Contradixie—Dalam satu garis, kehidupan manusia adalah antara memahami dan dipahami. Bila kita tidak memiliki pengetahuan yang baik dan posisi yang jelas terhadap keduanya, ringkasan hidup kita akan seperti sebatas wira-wiri antara satu ujung jembatan dan ujung lainnya: menyedihkan.

“Memahami" berhubungan dengan informasi dan kondisi. Sebagai manusia kita pasti mengonsumsi informasi yang dalam hal ini kita bisa memetakannya menjadi tiga (3) jenis: langsung, tidak langsung, dan terselubung.

Informasi langsung meliputi obrolan dengan teman ngopi, cerita narsistik rekan kerja, keluhan pelanggan, respons dari pacar ketika kita curhat (yang ini aku rada ragu), permintaan tolong tetangga, buku, dan semacamnya. Adapun informasi tidak langsung merujuk pada apa pun yang kita konsumsi melalui media sosial.

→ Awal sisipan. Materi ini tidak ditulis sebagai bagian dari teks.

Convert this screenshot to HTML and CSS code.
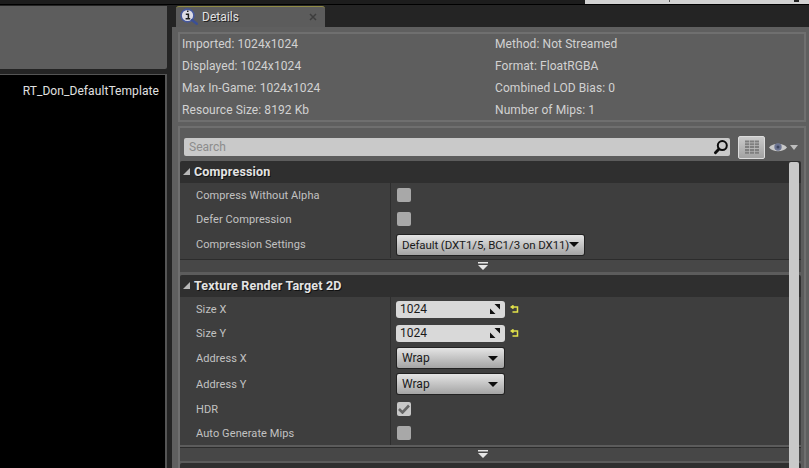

Selanjutnya, informasi terselubung lebih pada semacam tragedi yang terjadi di sekitar kita.  Misalnya, kita melihat ibu-ibu demo di depan KPU, kupu-kupu terjepit jendela, anak-anak ayam mati dan tersisa satu, suami penjual sayur langganan sakit, dan sebagainya.

Pada dasarnya, kita memiliki dorongan primordial untuk memahami tiga jenis informasi tersebut. Namun, dalam praktiknya, ini bergantung pada kondisi. Dalam kondisi "normal", kita kesusahan untuk memahami informasi pertama, apalagi ketiga. Kita seringnya hanya benar-benar mau memahami keresahan teman bila suasana hati sedang mendung dan bersemangat memahami suatu tragedi ketika merasa terpuruk dan terlempar.

Berpijak pada konsepsi Paul Ricouer tentang waktu dan realitas bahwa yang nyata—bukan hanya benar—dari kehidupan adalah momen, dari tiga jenis informasi di atas, yang berpotensi besar membimbing kita keluar dari jembatan adalah informasi langsung dan terselubung. Pasalnya mereka mengandalkan kehadiran dan sentuhan: kita bisa menatap langsung mata teman kita yang sedih atau mengelus leher anak kucing yang memelas.

Sayangnya, ketika berhadapan dengan mereka, kita hanya mau memahami informasi dari media sosial dan hanya merespons—bila tidak mengabaikan—sisanya. Memahami dan merespons berbeda. Memahami melibatkan kesadaran dan hasrat, sedangkan merespons tidak. Kita bisa bilang "oh iya", "oalah", atau "wah" pada rekan kerja kita yang narsistik dengan tanpa mengerti sama sekali apa poin dia.

Artinya, ibarat makanan, informasi yang banyak masuk ke tubuh kita dan nantinya mengendap di ingatan sekaligus kesadaran adalah berasal dari media sosial. Pertanyaannya, apakah informasi yang kurang potensial ini (karena terlepas dari momen) memiliki kandungan gizi? Mari kita masuk ke level kedua: "dipahami".

Dipahami

Di sisi yang berbeda, sebagai manusia kita adalah sesuatu yang selalu "dipahami" oleh orang lain. Kita boleh bilang bahwa Tuhan merencanakan manusia menentukan, tapi setiap ketentuan dan kehendak kita adalah penilaian orang lain.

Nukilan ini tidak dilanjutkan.